▶ **Provided entries**
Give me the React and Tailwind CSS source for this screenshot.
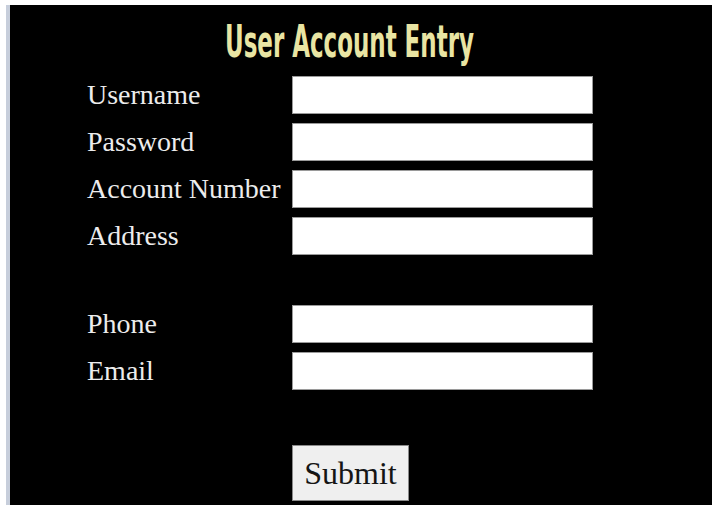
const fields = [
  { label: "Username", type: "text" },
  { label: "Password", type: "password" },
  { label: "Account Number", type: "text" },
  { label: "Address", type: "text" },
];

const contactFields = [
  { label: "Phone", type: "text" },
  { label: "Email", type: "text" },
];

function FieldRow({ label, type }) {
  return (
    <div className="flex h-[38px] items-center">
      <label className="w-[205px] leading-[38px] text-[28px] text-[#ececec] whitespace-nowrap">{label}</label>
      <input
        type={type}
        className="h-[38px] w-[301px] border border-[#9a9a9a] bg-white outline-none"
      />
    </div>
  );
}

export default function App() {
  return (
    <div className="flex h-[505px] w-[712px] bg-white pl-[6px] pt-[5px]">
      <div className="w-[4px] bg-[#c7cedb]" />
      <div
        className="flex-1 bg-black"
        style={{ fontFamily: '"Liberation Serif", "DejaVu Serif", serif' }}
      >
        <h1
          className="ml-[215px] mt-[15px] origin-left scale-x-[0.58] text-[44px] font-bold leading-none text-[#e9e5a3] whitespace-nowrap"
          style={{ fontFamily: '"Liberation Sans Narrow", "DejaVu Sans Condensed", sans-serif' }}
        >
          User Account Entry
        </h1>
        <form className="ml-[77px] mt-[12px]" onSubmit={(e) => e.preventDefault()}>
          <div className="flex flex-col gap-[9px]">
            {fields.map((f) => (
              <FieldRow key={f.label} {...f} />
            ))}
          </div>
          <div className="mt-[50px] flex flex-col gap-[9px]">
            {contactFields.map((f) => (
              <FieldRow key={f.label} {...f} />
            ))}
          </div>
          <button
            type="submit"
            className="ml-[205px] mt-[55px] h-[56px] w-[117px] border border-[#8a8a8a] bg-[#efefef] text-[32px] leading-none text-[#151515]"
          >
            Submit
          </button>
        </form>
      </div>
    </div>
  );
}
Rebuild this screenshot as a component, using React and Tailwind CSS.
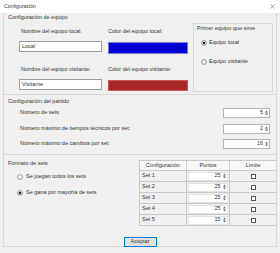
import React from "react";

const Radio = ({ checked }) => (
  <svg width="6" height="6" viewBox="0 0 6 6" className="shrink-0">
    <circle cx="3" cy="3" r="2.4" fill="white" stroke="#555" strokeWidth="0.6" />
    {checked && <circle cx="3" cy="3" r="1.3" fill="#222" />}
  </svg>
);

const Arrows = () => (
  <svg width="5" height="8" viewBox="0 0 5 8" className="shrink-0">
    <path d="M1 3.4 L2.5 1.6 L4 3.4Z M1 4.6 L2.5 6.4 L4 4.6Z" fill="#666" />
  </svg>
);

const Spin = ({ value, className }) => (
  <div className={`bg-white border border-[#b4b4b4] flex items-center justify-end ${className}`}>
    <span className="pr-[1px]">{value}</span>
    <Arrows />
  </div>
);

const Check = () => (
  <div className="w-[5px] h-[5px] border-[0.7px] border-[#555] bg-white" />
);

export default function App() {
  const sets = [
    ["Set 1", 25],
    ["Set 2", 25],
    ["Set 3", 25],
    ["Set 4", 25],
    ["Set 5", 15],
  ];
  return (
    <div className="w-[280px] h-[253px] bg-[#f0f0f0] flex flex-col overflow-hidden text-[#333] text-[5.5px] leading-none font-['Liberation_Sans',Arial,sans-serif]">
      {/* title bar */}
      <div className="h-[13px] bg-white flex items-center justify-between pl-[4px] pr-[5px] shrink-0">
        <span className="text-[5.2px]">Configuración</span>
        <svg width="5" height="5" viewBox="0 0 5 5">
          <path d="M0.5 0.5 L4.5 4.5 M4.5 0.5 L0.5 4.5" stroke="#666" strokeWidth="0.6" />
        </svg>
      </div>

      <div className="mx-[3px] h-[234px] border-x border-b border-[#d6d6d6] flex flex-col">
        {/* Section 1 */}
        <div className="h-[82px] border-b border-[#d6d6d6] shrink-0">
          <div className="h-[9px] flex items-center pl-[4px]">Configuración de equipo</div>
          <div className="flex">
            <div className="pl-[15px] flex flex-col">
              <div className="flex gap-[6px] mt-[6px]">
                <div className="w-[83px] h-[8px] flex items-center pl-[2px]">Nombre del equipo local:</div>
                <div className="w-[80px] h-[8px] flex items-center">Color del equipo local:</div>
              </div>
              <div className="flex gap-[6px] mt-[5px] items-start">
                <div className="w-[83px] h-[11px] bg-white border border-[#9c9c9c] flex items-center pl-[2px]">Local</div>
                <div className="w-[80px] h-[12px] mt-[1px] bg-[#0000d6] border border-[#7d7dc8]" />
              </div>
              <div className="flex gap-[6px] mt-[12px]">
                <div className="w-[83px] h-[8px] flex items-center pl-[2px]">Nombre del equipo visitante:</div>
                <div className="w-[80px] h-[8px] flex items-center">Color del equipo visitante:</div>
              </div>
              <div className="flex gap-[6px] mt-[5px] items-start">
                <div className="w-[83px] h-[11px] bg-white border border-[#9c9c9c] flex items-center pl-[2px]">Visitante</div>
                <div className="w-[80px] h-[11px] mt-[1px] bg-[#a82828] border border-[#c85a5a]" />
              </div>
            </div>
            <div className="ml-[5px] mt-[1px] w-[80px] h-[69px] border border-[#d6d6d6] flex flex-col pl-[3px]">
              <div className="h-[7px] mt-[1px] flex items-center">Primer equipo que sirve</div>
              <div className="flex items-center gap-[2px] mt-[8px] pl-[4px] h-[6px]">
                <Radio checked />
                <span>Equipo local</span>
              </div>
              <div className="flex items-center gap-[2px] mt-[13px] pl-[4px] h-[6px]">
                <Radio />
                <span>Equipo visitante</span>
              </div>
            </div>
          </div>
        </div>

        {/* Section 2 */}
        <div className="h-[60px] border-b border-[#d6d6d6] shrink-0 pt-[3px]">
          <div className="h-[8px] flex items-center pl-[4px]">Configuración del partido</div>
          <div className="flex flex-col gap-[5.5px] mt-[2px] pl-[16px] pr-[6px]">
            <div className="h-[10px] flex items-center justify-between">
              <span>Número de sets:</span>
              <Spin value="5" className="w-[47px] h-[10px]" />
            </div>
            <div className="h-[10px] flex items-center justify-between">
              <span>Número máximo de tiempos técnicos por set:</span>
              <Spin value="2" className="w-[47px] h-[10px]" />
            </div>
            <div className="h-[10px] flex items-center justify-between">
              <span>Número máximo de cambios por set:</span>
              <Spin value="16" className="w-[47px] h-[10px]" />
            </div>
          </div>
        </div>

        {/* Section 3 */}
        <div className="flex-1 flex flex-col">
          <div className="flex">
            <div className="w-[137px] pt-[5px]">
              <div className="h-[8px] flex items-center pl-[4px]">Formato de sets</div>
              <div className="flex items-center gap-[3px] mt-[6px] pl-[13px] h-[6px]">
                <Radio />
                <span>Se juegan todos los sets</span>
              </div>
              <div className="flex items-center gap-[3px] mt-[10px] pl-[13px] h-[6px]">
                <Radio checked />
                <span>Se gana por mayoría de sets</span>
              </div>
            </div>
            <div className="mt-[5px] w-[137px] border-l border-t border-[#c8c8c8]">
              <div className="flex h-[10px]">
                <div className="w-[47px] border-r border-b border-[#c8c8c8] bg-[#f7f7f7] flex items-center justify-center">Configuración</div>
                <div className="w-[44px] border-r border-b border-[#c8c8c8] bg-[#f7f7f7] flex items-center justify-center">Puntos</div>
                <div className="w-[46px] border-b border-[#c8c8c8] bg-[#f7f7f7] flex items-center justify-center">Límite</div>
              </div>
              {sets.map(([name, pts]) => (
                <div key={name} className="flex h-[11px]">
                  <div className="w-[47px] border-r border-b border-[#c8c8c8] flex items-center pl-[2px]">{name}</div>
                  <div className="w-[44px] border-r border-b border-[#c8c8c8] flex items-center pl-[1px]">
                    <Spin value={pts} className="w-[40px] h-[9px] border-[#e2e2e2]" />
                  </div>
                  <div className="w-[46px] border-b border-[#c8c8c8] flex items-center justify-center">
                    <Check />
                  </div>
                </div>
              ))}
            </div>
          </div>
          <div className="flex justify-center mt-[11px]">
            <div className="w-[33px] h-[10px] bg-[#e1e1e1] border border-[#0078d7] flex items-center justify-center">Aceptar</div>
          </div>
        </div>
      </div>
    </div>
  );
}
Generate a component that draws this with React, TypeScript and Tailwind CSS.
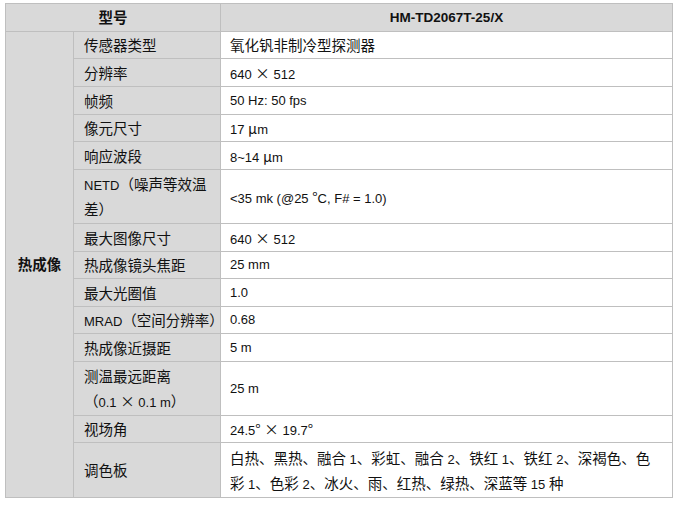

▶ **Task brief**
Extract from the data every line where "this" shows up.

▶ **Response to the exercise**
Give me the React and Tailwind CSS source for this screenshot.
Rebuild this screenshot as a component, using React and Tailwind CSS.
Generate a component that draws this with React, TypeScript and Tailwind CSS.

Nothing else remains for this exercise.